PARATY, RJ (FOLHAPRESS) – As lideranças partidárias de esquerda costumam se parecer com as de direita quando se trata de política de drogas, segundo o neurocientista Sidarta Ribeiro.
O autor de “O Oráculo da Noite” fez a afirmação na mesa que dividiu com o antropólogo Luiz Eduardo Soares na tarde deste sábado (25) na Casa Folha, na Festa Literária Internacional de Paraty.
Ribeiro, que lança um livro sobre maconha chamado “As Flores do Bem” pela Fósforo, ressaltou a dificuldade de fazer com que políticos progressistas defendam a pauta da legalização das drogas que, conforme argumenta, é a peça central para a resolução de diversos problemas –do aprisionamento em massa de pessoas ao tratamento de doenças crônicas.
“Flavio Dino é uma pessoa muito respeitada e um grande ministro da Justiça, mas, por convicção ou não, ele é obrigado a dizer que a Lei de Drogas não aumentou o encarceramento. E isso é mentira.”
Ribeiro também disse que a guerra contra as drogas faz com que se crie categorias de pessoas “matáveis” por supostamente serem traficantes –e que o próprio presidente Lula, do PT, reforçou essa lógica ao reagir ao assassinato de um adolescente por policiais no Rio de Janeiro, dizendo que a tropa precisa saber “diferenciar pobre de bandido”. “Quer dizer então que pode matar bandido? Onde está isso no Código Penal?”
O pesquisador contemporizou dizendo ter a impressão de que as ações policiais ficaram mais brutais neste ano. “Sinto que a Polícia Militar está se vingando do povo pela escolha de eleger Lula. ‘Ah é, tiraram Bolsonaro? Então vão ver.’ Por isso está havendo episódios surreais, com pessoas morrendo dentro de casa, como aconteceu no Guarujá.”
Soares, que publicou há pouco o romance “Enquanto Anoitece” pela Todavia, concordou com o colega de mesa.

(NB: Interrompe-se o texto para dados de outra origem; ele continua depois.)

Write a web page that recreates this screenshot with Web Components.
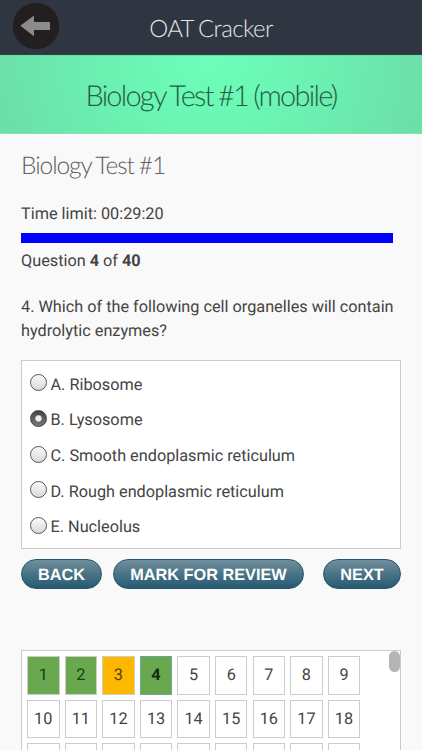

Ele apontou que os “proibicionistas têm o dever público de justificar essa dinâmica perversa” que, segundo ele, alimenta prisões superlotadas por pessoas principalmente negras estigmatizadas como traficantes.

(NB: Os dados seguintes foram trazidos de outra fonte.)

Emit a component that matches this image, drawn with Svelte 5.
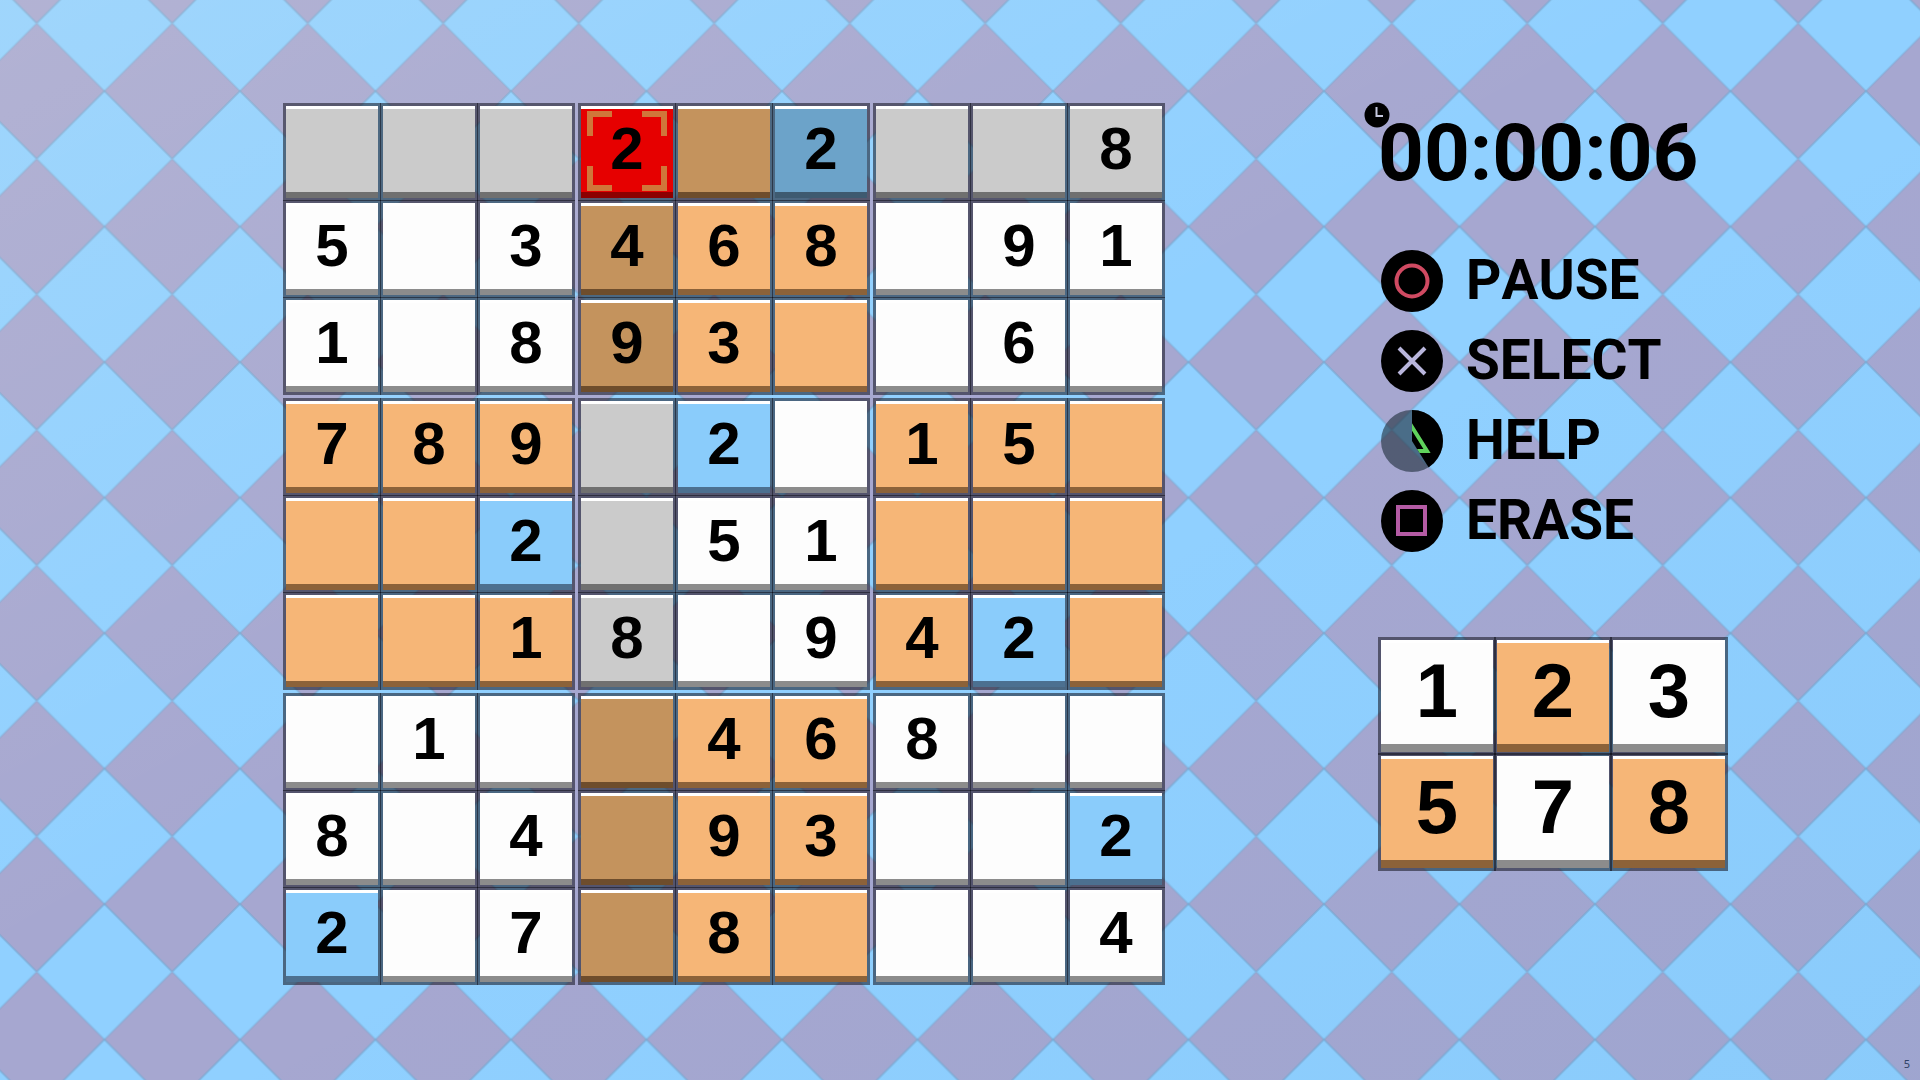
<script>
    // w = plain, g = in line with the cursor, o = zone, d = both, b/s = same digit, x = conflict
    const rows = [
        { digits: '...2.2..8', tones: 'gggxdsggg' },
        { digits: '5.3468.91', tones: 'wwwdoowww' },
        { digits: '1.893..6.', tones: 'wwwdoowww' },
        { digits: '789.2.15.', tones: 'ooogbwooo' },
        { digits: '..2.51...', tones: 'oobgwwooo' },
        { digits: '..18.942.', tones: 'ooogwwobo' },
        { digits: '.1..468..', tones: 'wwwdoowww' },
        { digits: '8.4.93..2', tones: 'wwwdoowwb' },
        { digits: '2.7.8...4', tones: 'bwwdoowww' }
    ];

    const toneNames = {
        w: 'white',
        g: 'grey',
        o: 'orange',
        d: 'brown',
        b: 'blue',
        s: 'steel',
        x: 'red'
    };

    const keys = [
        { digit: 1, tone: 'white' },
        { digit: 2, tone: 'orange' },
        { digit: 3, tone: 'white' },
        { digit: 5, tone: 'orange' },
        { digit: 7, tone: 'white' },
        { digit: 8, tone: 'orange' }
    ];

    const actions = [
        { label: 'PAUSE', icon: 'circle' },
        { label: 'SELECT', icon: 'cross' },
        { label: 'HELP', icon: 'triangle' },
        { label: 'ERASE', icon: 'square' }
    ];

    let cursor = $state({ row: 0, col: 3 });

    function getCells(block) {
        const cells = [];
        for (let i = 0; i < 9; i++) {
            const row = Math.floor(block / 3) * 3 + Math.floor(i / 3);
            const col = (block % 3) * 3 + (i % 3);
            const digit = rows[row].digits[col];
            cells.push({
                row,
                col,
                digit: digit === '.' ? '' : digit,
                tone: toneNames[rows[row].tones[col]]
            });
        }
        return cells;
    }

    const blocks = Array.from({ length: 9 }, (_, i) => getCells(i));
</script>

<div class="page">
    <svg class="backdrop" aria-hidden="true">
        <defs>
            <pattern id="diamonds" x="36.7" y="23.3" width="135.5" height="135.5" patternUnits="userSpaceOnUse" viewBox="0 0 136 136">
                <rect width="136" height="136" fill="#90d0ff" />
                <path d="M0 0L68 68L0 136ZM136 0L68 68L136 136Z" fill="#a6a7d0" />
                <path d="M0 136L68 68L136 136" fill="none" stroke="#6fa3cc" stroke-width="2" opacity="0.5" />
                <path d="M0 0L68 68L136 0" fill="none" stroke="#6fa3cc" stroke-width="2" opacity="0.3" />
            </pattern>
            <linearGradient id="light" x1="0" y1="0" x2="1" y2="1">
                <stop offset="0" stop-color="#fff8e8" stop-opacity="0.14" />
                <stop offset="0.45" stop-color="#fff8e8" stop-opacity="0" />
                <stop offset="0.55" stop-color="#3c8cc8" stop-opacity="0" />
                <stop offset="1" stop-color="#3c8cc8" stop-opacity="0.07" />
            </linearGradient>
        </defs>
        <rect width="100%" height="100%" fill="url(#diamonds)" />
        <rect width="100%" height="100%" fill="url(#light)" />
    </svg>

    <main class="game">
        <div class="board">
            {#each blocks as block}
                <div class="block">
                    {#each block as cell}
                        <button
                            class="cell {cell.tone}"
                            aria-label="Row {cell.row + 1}, column {cell.col + 1} {cell.digit}"
                            onclick={() => (cursor = { row: cell.row, col: cell.col })}
                        >
                            {cell.digit}
                            {#if cursor.row === cell.row && cursor.col === cell.col}
                                <svg class="cursor" viewBox="0 0 80 80">
                                    <path d="M3 25V3H25M55 3H77V25M77 55V77H55M25 77H3V55" fill="none" stroke="#d0763a" stroke-width="6" />
                                </svg>
                            {/if}
                        </button>
                    {/each}
                </div>
            {/each}
        </div>

        <aside class="side">
            <div class="timer">
                <svg class="clock" viewBox="0 0 26 26" aria-hidden="true">
                    <circle cx="13" cy="13" r="12.5" />
                    <path d="M12.5 5V14H19" fill="none" stroke="#c4c6dc" stroke-width="2" />
                </svg>
                00:00:06
            </div>

            <div class="actions">
                {#each actions as action}
                    <button class="action">
                        <svg width="62" height="62" viewBox="0 0 62 62" aria-hidden="true">
                            {#if action.icon === 'triangle'}
                                <clipPath id="ready">
                                    <path d="M31 0H62V62H50.5L31 31Z" />
                                </clipPath>
                                <circle cx="31" cy="31" r="31" fill="#1c2c38" opacity="0.6" />
                                <g clip-path="url(#ready)">
                                    <circle cx="31" cy="31" r="31" />
                                    <path d="M31 17L46 41H16Z" fill="none" stroke="#5fd35c" stroke-width="4" />
                                </g>
                            {:else}
                                <circle cx="31" cy="31" r="31" />
                            {/if}
                            {#if action.icon === 'circle'}
                                <circle cx="31" cy="31" r="15.5" fill="none" stroke="#d04a62" stroke-width="4" />
                            {:else if action.icon === 'cross'}
                                <path d="M18 18L44 44M44 18L18 44" stroke="#b9b6dc" stroke-width="4" />
                            {:else if action.icon === 'square'}
                                <rect x="17" y="17" width="27" height="27" fill="none" stroke="#b45ba4" stroke-width="4" />
                            {/if}
                        </svg>
                        <span>{action.label}</span>
                    </button>
                {/each}
            </div>

            <div class="keypad">
                {#each keys as key}
                    <button class="cell key {key.tone}">{key.digit}</button>
                {/each}
            </div>
        </aside>
    </main>

    <span class="counter">5</span>
</div>

<style>
    :global(body) {
        margin: 0;
        background: #90d0ff;
    }

    .page {
        position: relative;
        min-height: 100vh;
        overflow: hidden;
        color: #000;
    }

    .backdrop {
        position: absolute;
        inset: 0;
        width: 100%;
        height: 100%;
    }

    .game {
        position: relative;
        display: flex;
        align-items: flex-start;
        gap: 214px;
        padding: 103px 0 95px 283px;
    }

    .board {
        display: grid;
        grid-template-columns: repeat(3, 291px);
        gap: 4px;
        flex-shrink: 0;
    }

    .block {
        display: grid;
        grid-template-columns: repeat(3, 97px);
        grid-auto-rows: 97px;
    }

    /* Cells are one pixel larger than their track, so that shared borders overlap */
    .cell {
        --face: #fdfdfd;
        --edge: #8c8c8c;
        position: relative;
        display: flex;
        align-items: center;
        justify-content: center;
        box-sizing: border-box;
        width: 98px;
        height: 98px;
        padding: 0 0 7px;
        border: 3px solid rgba(16, 16, 28, 0.55);
        background: var(--face);
        background-clip: padding-box;
        box-shadow: inset 0 3px #fff, inset 0 -6px var(--edge);
        color: #000;
        font-family: "Liberation Sans", Arial, sans-serif;
        font-size: 60px;
        font-weight: 700;
        line-height: 1;
        cursor: pointer;
    }

    .grey {
        --face: #cbcbcb;
        --edge: #707070;
    }

    .orange {
        --face: #f6b677;
        --edge: #8c6239;
    }

    .brown {
        --face: #c4935d;
        --edge: #6e4d2c;
    }

    .blue {
        --face: #8accfb;
        --edge: #4c7090;
    }

    .steel {
        --face: #6ca3c9;
        --edge: #3e5a70;
    }

    .red {
        --face: #e60000;
        --edge: #8c0000;
    }

    .cursor {
        position: absolute;
        top: 5px;
        left: 6px;
        width: 80px;
        height: 80px;
    }

    .side {
        display: flex;
        flex-direction: column;
        padding-top: 10px;
        font-family: Roboto, sans-serif;
        font-weight: 700;
        font-kerning: none;
    }

    .timer {
        position: relative;
        font-size: 80px;
        line-height: 80px;
        white-space: nowrap;
    }

    .clock {
        position: absolute;
        top: -11px;
        left: -14px;
        width: 26px;
        height: 26px;
    }

    .actions {
        display: flex;
        flex-direction: column;
        align-items: flex-start;
        gap: 18px;
        margin: 57px 0 85px 3px;
    }

    .action {
        display: flex;
        align-items: center;
        gap: 23px;
        height: 62px;
        padding: 0;
        border: none;
        background: none;
        color: #000;
        font: inherit;
        font-kerning: none;
        font-size: 55px;
        line-height: 62px;
        cursor: pointer;
    }

    .action span {
        padding-bottom: 2px;
    }

    .keypad {
        display: grid;
        grid-template-columns: repeat(3, 116px);
        grid-auto-rows: 116px;
    }

    .key {
        width: 118px;
        height: 118px;
        padding-bottom: 11px;
        box-shadow: inset 0 3px #fff, inset 0 -8px var(--edge);
        font-size: 76px;
    }

    .counter {
        position: absolute;
        right: 10px;
        bottom: 8px;
        color: #2f4266;
        font-family: "Noto Sans", sans-serif;
        font-size: 11px;
        line-height: 16px;
    }
</style>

O sociólogo, um dos maiores especialistas brasileiros em segurança pública, foi taxativo ao afirmar que o governo atual não está avançando no aspecto das drogas. “Só comemoro quando penso que poderíamos ter caído no abismo irreversível do fascismo.”
Lula, segundo ele, está fazendo um governo sob constante “chantagem e pressão” de grupos conservadores, com “pouca área para caminhar”. Ele afirma ter enviado uma carta ao ministro Dino dizendo entender que a “correlação de forças não permite avanços significativos, mas se não tivermos clareza dos rumos para onde queremos ir, não criaremos um caminho”.
“Se não dermos centralidade a esse debate, a esquerda vai deixar para depois”, reforçou Ribeiro. “E não vai resolver nenhum problema se não resolver esse.”
O neurocientista ficou embargado e levou a mão aos olhos para secar lágrimas quando contou a história de seu irmão, usuário de drogas que foi estigmatizado pela família.
Mas a mesa terminou num tom leve, quando uma mulher da plateia comentou que o debate tinha se centrado em questões como crimes e doenças “e faltava falar de como maconha é gostoso, de como afeta a sociabilidade”, provocando risadas simpáticas do público.
Ribeiro respondeu citando uma pesquisa Datafolha recente que mostra que três quartos dos brasileiros são a favor da legalização de maconha para fins medicinais e também três quartos são contra a liberação para uso geral e recreativo. Segundo o neurocientista, o que é recreativo também é terapêutico.
“Então se você está com dor, pode usar, mas se só quer ouvir música, não?”, comentou ele. “É uma vontade cristã de articular a existência em torno do sofrimento.”
A programação na Casa Folha continua na noite deste sábado com uma mesa sobre a biografia do cantor Nelson Ned e segue no domingo de manhã com o sociólogo Celso Rocha de Barros como convidado.